One thing that will help your blog post rise from the pack is by writing a great headline. What and how you will be writing headlines on your blog posts will decide whether users will click on your page or not.
For starters, use power words as much as possible. These are persuasive and descriptive words that trigger a specific emotion in people. By using the correct power words in your blog post title, you appeal to their minds and hearts at the same time, compelling them to click on your page on Google search.
Another factor you must consider in your headline is the benefit.
Again, we go back to why users should click on your post—what will they learn after reading your whole post? By answering that question on your headline, you already have users eating by the palm of your hand!
At the same time, you don’t want to deliver on the promise of your headline. If your page title says “10 Effective Ways to Lose Weight Without Exercising,” your post should contain ten tips that are guaranteed to work. Anything less than that would disappoint the readers.

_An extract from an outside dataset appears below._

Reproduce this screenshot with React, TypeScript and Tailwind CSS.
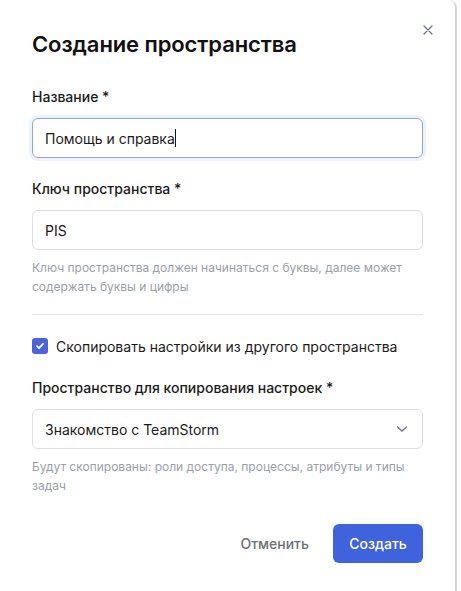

Finally, you want to include your keyword in your titles: the SEO title (the one that appears on SERPs) and the H1 title (which shows on the page).
These are critical on-page SEO factors that search engines look into when deciding which pages to rank for which keyword.
Write a Killer Introduction
Upon clicking on your page, you must sustain their interest in your page by crafting a compelling introduction.
You must inject personality and flavor in your intros instead of blandly presenting your post to readers to go straight to the article.
There are two frameworks you can use when brainstorming for blog post introductions. The first is the PAS framework, a copywriting technique that stands for:
- Pain – Identify and define the problem of readers.
- Agitation – Get specific regarding their problem. Cite or illustrate examples by putting yourself in their shoes to prove a point.
- Solution – Mention that they can solve their problems after reading your post.
Another blog introduction framework you can use is the APP method. Popularized by Brian Dean, it is another copywriting tactic that aims to prevent readers from bouncing away from your site. APP stands for:
- Agree – State a fact about a problem that readers will agree with you about a topic.
- Promise – Provide them with results on how you were able to overcome the same problem.
- Preview – Give readers an idea of what will be discussed in the post regarding the solution to their problem.
Both frameworks allow you to empathize with readers regarding their problems and present your blog post as the solution. From here, you should have your readers’ attention hook, line, and sinker!
You don’t want to write a blog post that is just a block of text. This is the most effective way to bore your readers and force them out of your blog.
To allow your readers and blog posts to breathe, find visual content like images and videos that you can include in the content. These could also help explain complex concepts and ideas much easier.
The easiest way to do this is by using relevant images from stock photo sites in the content or as a featured image.
However, the issue with stock photos is the lack of personality of most images. Also, there’s a good chance your competitors have used them in their blog posts as well. As a result, you lose some of the uniqueness and luster that would have helped your article stand out.
A way around this is by customizing these images using an image editing tool like Canva. Add different elements to the photo to make it your own using Canva’s easy-to-use drag-and-drop editor.
Aside from images, you can embed videos from YouTube, especially those that you created yourself. These can help increase retention rates on your blog if they watch the video on the post.
Search spiders can crawl and index webpages thanks to links.
You should include two types of links in your blog post: internal (links pointing to pages in your blog) and external (links pointing to pages from other sites) links.
Ideally, you want to include as many relevant internal links as possible in your blog post. This helps facilitate the flow of link juice (formerly known as PageRank) or website authority equally across the different pages on your site.
Image source: Ahrefs
At the same time, after you hit publish on your article, link to other posts in your blog. The more posts you’ll link to it, the faster search spiders will be able to find and rank it on search results.
On the other hand, limit the number of external links you’ll include in your own blog content. Unlike internal links, external links allow link juice to escape your site, thus diluting some of your site’s authority.
Nonetheless, you shouldn’t avoid linking away from your blog. If there’s a good resource from a different site that you should share with your readers on your post, you should do it.
Finish off with a Compelling Call to Action
The key to writing the perfect post is mobilizing readers to take a particular action. And regardless of the type of blog posts you publish, you must ensure that they all have a call to action (CTA) that appears at the end of each.
However, your CTA depends on the search intent of your post. There are two types of keyword intent for your blog posts: informational (keywords that answer a specific question) and commercial (keywords that help users make a purchasing decision).
In this case, if your keyword has an informational intent, your CTA should be to link to a similar page on your site and provide more info to readers. This helps keep readers engaged with your content and visit as many pages as possible.
For commercial keyword intent, link to landing pages on your to convert them into leads or customers.
A successful blog starts and ends with writing blog posts. Having a solid writing process that considers what your audience and search engines want helps you reach success faster.
Hopefully, the tips in this post encourage and inspire you to build your system to start writing.